Di necessità, virtù. Il mondo della Sanità si affaccia alla sfera del sociale, nel senso più ampio del termine, riconoscendo una cittadinanza attiva che può contribuire alla salute di tutti, specialmente attraverso il motore del volontariato con cui arriva oggi a stringere un patto di alleanza per unire le forze e portare avanti obiettivi comuni, per far fronte alla situazione di disagio individuale e collettivo causata dall’epidemia vera e propria della malattia cronica.
Dal Rapporto FAVO (Federazione Italiana delle Associazioni di Volontariato in Oncologia) sulla condizione assistenziale dei malati oncologici del 2016, si evince che: “La crisi economico-finanziaria ha riscritto i contenuti dell’assistenza necessaria e possibile, anche per i malati di cancro. La combinazione reattiva con i cambiamenti demografici, con la disgregazione del precedente modello di famiglia e con l’aumento esponenziale dei costi dell’innovazione tecnologica rende necessaria una nuova visione del welfare che si avvalga anche dei contributi di attori non istituzionali, ma capaci di rappresentare e interpretare la domanda di assistenza come le associazioni dei malati. Ai nuovi bisogni complessi non corrispondono, infatti, adeguate risposte. Il sistema sanitario è in sofferenza, schiacciato dalla contingenza e dall’improvvisato contenimento della spesa. È anche orfano di un progetto politico che ne attualizzi gli scopi e lo renda al passo con i tempi. L’associazionismo dei malati dovrà intervenire nella costruzione della nuova visione, ponendosi come stabile interlocutore al fianco di tutti gli attori coinvolti nel cambiamento. Il contributo del volontariato oncologico è pertanto centrale e strategico in ragione dell’elevato impatto economico e sociale del cancro, sia con riferimento alla fase acuta, sia con riferimento alla fase di riabilitazione ancora oggi sorprendentemente trascurata dal Servizio sanitario nazionale”.

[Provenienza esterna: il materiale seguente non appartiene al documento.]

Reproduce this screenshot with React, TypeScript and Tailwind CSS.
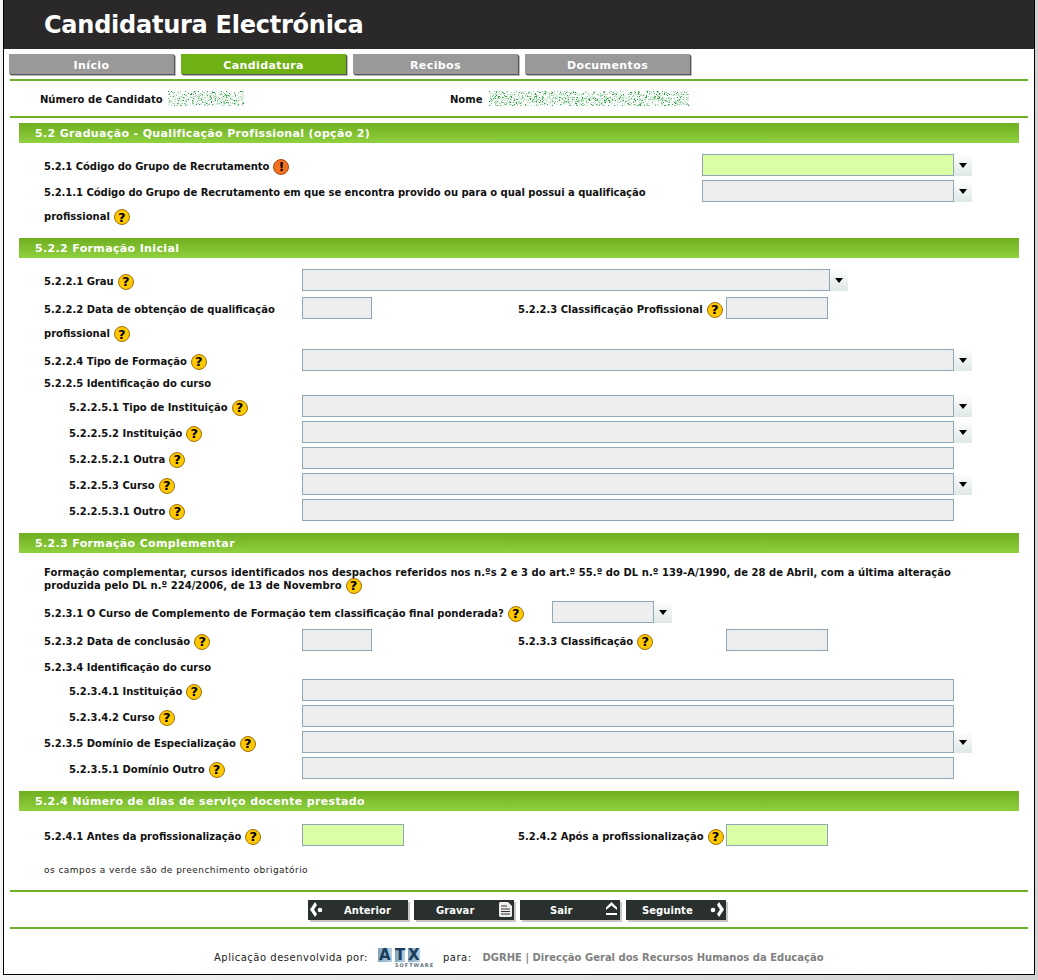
import React from "react";

function rng(seed: number) {
  let s = seed;
  return () => {
    s = (s * 16807) % 2147483647;
    return s / 2147483647;
  };
}

function Noise({ width, height, seed }: { width: number; height: number; seed: number }) {
  const r = rng(seed);
  const cells: React.ReactNode[] = [];
  for (let y = 0; y < height; y++) {
    for (let x = 0; x < width; x++) {
      const v = r();
      const edge = Math.abs(y - height / 2) / (height / 2);
      if (v < 0.55 - edge * 0.25) {
        const c = v < 0.06 ? "#2f9e44" : v < 0.2 ? "#8fd09a" : "#d3eed8";
        cells.push(<rect key={x + "-" + y} x={x} y={y} width={1} height={1} fill={c} />);
      }
    }
  }
  return (
    <svg width={width} height={height} className="block">
      {cells}
    </svg>
  );
}

function Mark({ type = "q" }: { type?: "q" | "e" }) {
  const e = type === "e";
  return (
    <span
      className={
        "inline-flex h-4 w-4 shrink-0 items-center justify-center rounded-full border text-[13px] font-bold leading-none text-black " +
        (e ? "border-[#a84a10] bg-[#f5701f]" : "border-[#a0700a] bg-[#ffc800]")
      }
    >
      {e ? "!" : "?"}
    </span>
  );
}

function Section({ children }: { children: React.ReactNode }) {
  return (
    <div className="ml-[15px] flex h-5 w-[1000px] items-center bg-gradient-to-b from-[#6fae1f] to-[#90d13f] pl-4 text-[11px] font-bold tracking-[0.35px] text-white">
      {children}
    </div>
  );
}

function Field({ w, green = false }: { w: string; green?: boolean }) {
  return (
    <div
      className={
        "h-[22px] shrink-0 border border-[#8fa6b5] " + w + " " + (green ? "bg-[#dcffa6]" : "bg-[#eeeeee]")
      }
    />
  );
}

function Select({ w, green = false }: { w: string; green?: boolean }) {
  return (
    <div className="flex h-[22px] shrink-0">
      <Field w={w} green={green} />
      <div className="flex h-[22px] w-[18px] items-center justify-center bg-gradient-to-b from-white to-[#dfe7e7]">
        <svg width="8" height="5" viewBox="0 0 8 5">
          <path d="M0 0h8L4 5z" fill="#000" />
        </svg>
      </div>
    </div>
  );
}

function Label({
  children,
  mark,
  indent = false,
  w,
  tight = false,
}: {
  children: React.ReactNode;
  mark?: "q" | "e";
  indent?: boolean;
  w?: string;
  tight?: boolean;
}) {
  return (
    <div
      className={
        "flex shrink-0 items-center gap-1 pt-[3px] " +
        (indent ? "pl-[50px] " : "pl-[25px] ") +
        (w ?? "w-[283px]") +
        (tight ? " tracking-[-0.04px]" : "")
      }
    >
      <span>{children}</span>
      {mark && <Mark type={mark} />}
    </div>
  );
}

function Row({ children, mt }: { children: React.ReactNode; mt: string }) {
  return <div className={"ml-[15px] flex h-[22px] items-center " + mt}>{children}</div>;
}

function SelRow({ label, indent = false, mt = "mt-1" }: { label: string; indent?: boolean; mt?: string }) {
  return (
    <Row mt={mt}>
      <Label mark="q" indent={indent}>
        {label}
      </Label>
      <Select w="w-[652px]" />
    </Row>
  );
}

function InRow({ label, indent = false, mt = "mt-1" }: { label: string; indent?: boolean; mt?: string }) {
  return (
    <Row mt={mt}>
      <Label mark="q" indent={indent}>
        {label}
      </Label>
      <Field w="w-[652px]" />
    </Row>
  );
}

function SecondLabel({ ml, children }: { ml: string; children: React.ReactNode }) {
  return (
    <div className={"flex w-[208px] shrink-0 items-center gap-1 pt-[3px] " + ml}>
      <span>{children}</span>
      <Mark />
    </div>
  );
}

function Tab({ label, active = false }: { label: string; active?: boolean }) {
  return (
    <div
      className={
        "flex h-5 w-[165px] items-center justify-center pt-[2px] text-[11px] font-bold tracking-[0.4px] text-white shadow-[1px_1px_0_#555,2px_2px_0_#bbb] " +
        (active ? "bg-[#6fb114]" : "bg-[#999999]")
      }
    >
      {label}
    </div>
  );
}

function Btn({ label, icon, textClass }: { label: string; icon: React.ReactNode; textClass: string }) {
  return (
    <div className="relative flex h-5 w-[100px] items-center bg-[#29302d] pt-[2px] text-[10px] font-bold tracking-[0.05px] text-white shadow-[2px_2px_0_#c8c8c8]">
      <span className={textClass}>{label}</span>
      {icon}
    </div>
  );
}

function Logo() {
  return (
    <div className="ml-[10px] flex w-[54px] flex-col font-bold text-[#1a3e5c]">
      <div className="flex h-[14px] text-[15px] leading-[14px]">
        <span className="w-[14px] bg-gradient-to-r from-[#7fa6c2] to-[#b9d0e0] text-center">A</span>
        <span className="ml-[3px] w-[10px] bg-gradient-to-r from-[#7fa6c2] to-[#b9d0e0] text-center">T</span>
        <span className="ml-[3px] w-[12px] bg-gradient-to-r from-[#7fa6c2] to-[#b9d0e0] text-center">X</span>
      </div>
      <div className="mt-px pl-[17px] text-[5px] leading-[5px] tracking-[1px] text-[#5a7080]">SOFTWARE</div>
    </div>
  );
}

export default function App() {
  return (
    <div className="h-[980px] w-[1038px] overflow-hidden bg-gradient-to-r from-[#f4f4f4] to-[#d2d2d2] pl-[3px] font-['DejaVu_Sans','Liberation_Sans',sans-serif]">
      <div className="h-[975px] w-[1032px] border-b border-r border-l border-black bg-white text-[10px] font-bold leading-none text-[#111]">
        <div className="flex h-[49px] items-center bg-[#2a2829] pl-10 text-[24px] font-bold tracking-[-0.25px] text-white">
          Candidatura Electrónica
        </div>
        <div className="ml-[5px] mt-[5px] flex gap-[7px]">
          <Tab label="Início" />
          <Tab label="Candidatura" active />
          <Tab label="Recibos" />
          <Tab label="Documentos" />
        </div>
        <div className="ml-[6px] mt-[5px] h-[2px] w-[1018px] bg-[#71af26]" />
        <div className="flex h-[35px] items-center pl-9 font-bold">
          <span className="w-[128px] pt-[3px]">Número de Candidato</span>
          <Noise width={76} height={15} seed={11} />
          <span className="ml-[206px] w-[39px] pt-[3px]">Nome</span>
          <Noise width={200} height={15} seed={37} />
        </div>
        <div className="ml-[6px] h-[2px] w-[1018px] bg-[#71af26]" />
        <div className="mt-[5px]">
          <Section>5.2 Graduação - Qualificação Profissional (opção 2)</Section>
        </div>
        <Row mt="mt-[11px]">
          <Label mark="e" w="w-[683px]" tight>
            5.2.1 Código do Grupo de Recrutamento
          </Label>
          <Select w="w-[252px]" green />
        </Row>
        <Row mt="mt-1">
          <Label w="w-[683px]" tight>
            5.2.1.1 Código do Grupo de Recrutamento em que se encontra provido ou para o qual possui a qualificação
          </Label>
          <Select w="w-[252px]" />
        </Row>
        <div className="ml-10 mt-[7px] flex h-4 items-center gap-1">
          profissional <Mark />
        </div>
        <div className="mt-[13px]">
          <Section>5.2.2 Formação Inicial</Section>
        </div>
        <Row mt="mt-[11px]">
          <Label mark="q">5.2.2.1 Grau</Label>
          <Select w="w-[528px]" />
        </Row>
        <Row mt="mt-[6px]">
          <Label>5.2.2.2 Data de obtenção de qualificação</Label>
          <Field w="w-[70px]" />
          <SecondLabel ml="ml-[146px]">5.2.2.3 Classificação Profissional</SecondLabel>
          <Field w="w-[102px]" />
        </Row>
        <div className="ml-10 mt-[7px] flex h-4 items-center gap-1">
          profissional <Mark />
        </div>
        <SelRow label="5.2.2.4 Tipo de Formação" mt="mt-[7px]" />
        <div className="ml-[40px] mt-[8px] flex h-[10px] items-center">5.2.2.5 Identificação do curso</div>
        <SelRow label="5.2.2.5.1 Tipo de Instituição" indent mt="mt-[6px]" />
        <SelRow label="5.2.2.5.2 Instituição" indent />
        <InRow label="5.2.2.5.2.1 Outra" indent />
        <SelRow label="5.2.2.5.3 Curso" indent />
        <InRow label="5.2.2.5.3.1 Outro" indent />
        <div className="mt-3">
          <Section>5.2.3 Formação Complementar</Section>
        </div>
        <div className="ml-10 mt-[13px] w-[930px] leading-[13px] tracking-[0.04px]">
          <div className="h-[13px]">
            Formação complementar, cursos identificados nos despachos referidos nos n.ºs 2 e 3 do art.º 55.º do DL n.º
            139-A/1990, de 28 de Abril, com a última alteração
          </div>
          <div className="flex h-[13px] items-center gap-1">
            produzida pelo DL n.º 224/2006, de 13 de Novembro <Mark />
          </div>
        </div>
        <Row mt="mt-[9px]">
          <Label mark="q" w="w-[533px]">
            5.2.3.1 O Curso de Complemento de Formação tem classificação final ponderada?
          </Label>
          <Select w="w-[102px]" />
        </Row>
        <Row mt="mt-[6px]">
          <Label mark="q">5.2.3.2 Data de conclusão</Label>
          <Field w="w-[70px]" />
          <SecondLabel ml="ml-[146px]">5.2.3.3 Classificação</SecondLabel>
          <Field w="w-[102px]" />
        </Row>
        <div className="ml-[40px] mt-[12px] flex h-[10px] items-center">5.2.3.4 Identificação do curso</div>
        <InRow label="5.2.3.4.1 Instituição" indent mt="mt-[6px]" />
        <InRow label="5.2.3.4.2 Curso" indent />
        <SelRow label="5.2.3.5 Domínio de Especialização" />
        <InRow label="5.2.3.5.1 Domínio Outro" indent />
        <div className="mt-[12px]">
          <Section>5.2.4 Número de dias de serviço docente prestado</Section>
        </div>
        <Row mt="mt-[13px]">
          <Label mark="q">5.2.4.1 Antes da profissionalização</Label>
          <Field w="w-[102px]" green />
          <SecondLabel ml="ml-[114px]">5.2.4.2 Após a profissionalização</SecondLabel>
          <Field w="w-[102px]" green />
        </Row>
        <div className="ml-10 mt-5 text-[9px] font-normal tracking-[0.46px] text-[#222]">
          os campos a verde são de preenchimento obrigatório
        </div>
        <div className="ml-[6px] mt-[15px] h-[2px] w-[1018px] bg-[#71af26]" />
        <div className="ml-[304px] mt-2 flex gap-[6px]">
          <Btn
            label="Anterior"
            textClass="ml-9"
            icon={
              <svg className="absolute left-0 top-0" width="16" height="20" viewBox="0 0 16 20">
                <path d="M7 2L2 9.500 7 17l2-3-3-4.500L9 5z" fill="#fff" />
                <circle cx="12" cy="10" r="2.300" fill="#fff" />
              </svg>
            }
          />
          <Btn
            label="Gravar"
            textClass="ml-[22px]"
            icon={
              <svg className="absolute right-[2px] top-[2px]" width="13" height="15" viewBox="0 0 13 15">
                <path d="M1 0h8l4 4v10l-1 1H1l-1-1V1z" fill="#eeeeee" />
                <path d="M2 4h6M2 7h9M2 9.500h9M2 12h9" stroke="#333" strokeWidth="1" />
              </svg>
            }
          />
          <Btn
            label="Sair"
            textClass="ml-[30px]"
            icon={
              <svg className="absolute right-[3px] top-[2px]" width="11" height="14" viewBox="0 0 11 14">
                <path d="M5.500 0L11 5.500V8L5.500 3.500 0 8V5.500z" fill="#fff" />
                <path d="M0 11h11v2H0z" fill="#fff" />
              </svg>
            }
          />
          <Btn
            label="Seguinte"
            textClass="ml-[16px]"
            icon={
              <svg className="absolute right-0 top-0" width="16" height="20" viewBox="0 0 16 20">
                <path d="M9 2l5 7.500L9 17l-2-3 3-4.500L7 5z" fill="#fff" />
                <circle cx="3" cy="10" r="2.300" fill="#fff" />
              </svg>
            }
          />
        </div>
        <div className="ml-[6px] mt-[7px] h-[2px] w-[1018px] bg-[#71af26]" />
        <div className="ml-[210px] mt-[16px] flex h-[26px] items-center text-[10px] font-normal tracking-[0.5px] text-[#222]">
          <span>Aplicação desenvolvida por:</span>
          <Logo />
          <span className="ml-[11px]">para:</span>
          <span className="ml-[11px] font-bold tracking-normal text-[#808080]">
            DGRHE | Direcção Geral dos Recursos Humanos da Educação
          </span>
        </div>
      </div>
    </div>
  );
}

Diventa importante sapere che esiste una figura di riferimento specializzata come lo Psiconcologo perchè di cancro non è più possibile non-parlare, così come del lutto e della morte cui abbiamo dedicato uno spazio di parola e condivisione di vissuti personali e professionali durante la nostra autoformazione. Oltre alla presa in carico strettamente individuale, il campo di azione dello psiconcologo può ampliarsi rivolgendosi a chi sta attorno alla persona ammalata di cancro: dalla famiglia alla cerchia amicale, e inoltre l’équipe dei curanti e i volontari delle associazioni di riferimento.

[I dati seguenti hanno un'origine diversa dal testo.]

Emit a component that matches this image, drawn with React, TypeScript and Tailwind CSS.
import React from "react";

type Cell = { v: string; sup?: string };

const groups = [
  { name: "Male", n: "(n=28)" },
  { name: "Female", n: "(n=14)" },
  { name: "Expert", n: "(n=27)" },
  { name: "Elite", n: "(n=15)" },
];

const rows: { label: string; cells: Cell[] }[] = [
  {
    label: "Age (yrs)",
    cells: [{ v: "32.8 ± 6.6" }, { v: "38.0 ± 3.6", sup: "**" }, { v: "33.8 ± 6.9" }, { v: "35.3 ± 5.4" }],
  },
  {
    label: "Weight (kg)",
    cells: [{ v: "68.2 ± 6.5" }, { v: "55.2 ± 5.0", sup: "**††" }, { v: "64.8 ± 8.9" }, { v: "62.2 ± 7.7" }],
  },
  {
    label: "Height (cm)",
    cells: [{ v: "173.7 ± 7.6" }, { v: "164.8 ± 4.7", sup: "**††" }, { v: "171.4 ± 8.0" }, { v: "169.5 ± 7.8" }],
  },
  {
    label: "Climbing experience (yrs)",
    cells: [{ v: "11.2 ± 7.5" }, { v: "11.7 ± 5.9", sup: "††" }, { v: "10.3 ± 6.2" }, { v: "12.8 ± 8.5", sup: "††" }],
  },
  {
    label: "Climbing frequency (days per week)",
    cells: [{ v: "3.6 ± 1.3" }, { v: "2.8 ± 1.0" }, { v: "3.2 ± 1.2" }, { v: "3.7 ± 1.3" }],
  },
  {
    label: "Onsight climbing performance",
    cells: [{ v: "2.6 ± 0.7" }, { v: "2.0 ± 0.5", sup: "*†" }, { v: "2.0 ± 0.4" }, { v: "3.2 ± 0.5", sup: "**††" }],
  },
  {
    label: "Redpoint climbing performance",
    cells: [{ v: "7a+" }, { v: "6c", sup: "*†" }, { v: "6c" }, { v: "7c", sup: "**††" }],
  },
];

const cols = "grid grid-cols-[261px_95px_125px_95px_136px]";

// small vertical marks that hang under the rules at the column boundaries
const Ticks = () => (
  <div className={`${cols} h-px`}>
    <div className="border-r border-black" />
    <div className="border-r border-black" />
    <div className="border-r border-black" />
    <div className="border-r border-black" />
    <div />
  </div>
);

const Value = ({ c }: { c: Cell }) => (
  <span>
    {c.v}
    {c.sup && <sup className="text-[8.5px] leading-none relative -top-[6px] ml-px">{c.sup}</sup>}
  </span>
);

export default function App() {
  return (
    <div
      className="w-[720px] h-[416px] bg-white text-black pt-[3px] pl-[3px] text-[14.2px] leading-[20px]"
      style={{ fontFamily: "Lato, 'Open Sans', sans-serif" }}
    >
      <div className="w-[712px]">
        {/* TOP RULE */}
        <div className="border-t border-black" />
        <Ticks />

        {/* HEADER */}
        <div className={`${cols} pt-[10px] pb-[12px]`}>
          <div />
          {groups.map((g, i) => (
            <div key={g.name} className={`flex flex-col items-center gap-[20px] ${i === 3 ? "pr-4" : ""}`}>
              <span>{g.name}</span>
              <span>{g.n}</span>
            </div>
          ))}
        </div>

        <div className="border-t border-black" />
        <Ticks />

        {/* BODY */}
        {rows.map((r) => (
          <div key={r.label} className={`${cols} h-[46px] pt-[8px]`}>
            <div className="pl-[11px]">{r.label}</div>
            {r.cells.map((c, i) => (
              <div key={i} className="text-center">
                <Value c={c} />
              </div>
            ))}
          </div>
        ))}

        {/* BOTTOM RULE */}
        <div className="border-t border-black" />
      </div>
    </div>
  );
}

La malattia oncologica esiste e si sta diffondendo sempre di più, per tutta una serie di fattori ambientali, genetici, legati agli stili di vita. La buona notizia è che sta aumentando anche la sopravvivenza al cancro che, per quanto auspicata e da considerare ineccepibilmente come un traguardo, pone di fronte a questioni urgenti, ridefinisce il tempo della presa in carico del paziente, interroga sul chi e come deve garantire le cure al paziente cronico, una volta terminato l’iter ospedaliero. Poter parlare di malattia e di cancro fa parte della cura, soprattutto al fine di combattere la condizione di solitudine che affligge molte persone e in particolare chi riceve una diagnosi di malattia.

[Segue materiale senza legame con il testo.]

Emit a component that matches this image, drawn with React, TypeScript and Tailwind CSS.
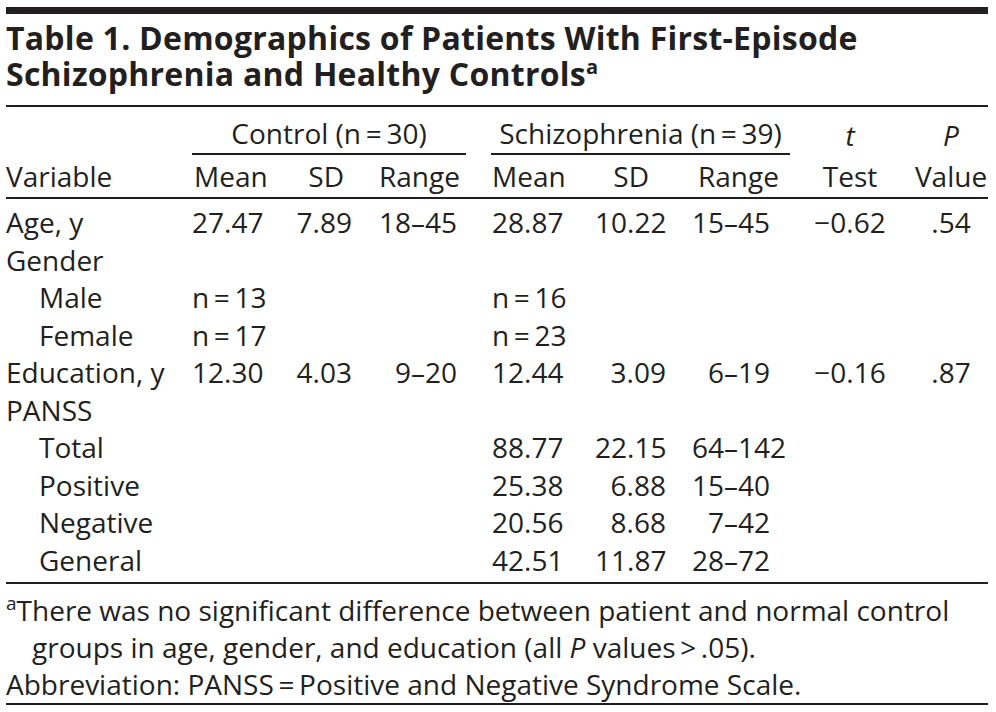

In ultimo sottolineiamo l’importanza del creare rete sul territorio, orientare e orientarsi rispetto alle risorse a cui attingere, anche nel marasma del web, per rendere accessibili le informazioni rispetto alle associazioni di volontariato e figure professionali specializzate nel campo oncologico (psicologi, nutrizionisti, medici specialisti, estetisti, trainer sportivi,e altri ancora).
BIBLIOGRAFIA
Torta, R. Musso, A. (1997). Psiconcologia. Torino, Il Centro Scientifico.
Engel G.L. (1977). The need for a new medical model: A Challange for biomedicine. Science, 196, 129-136.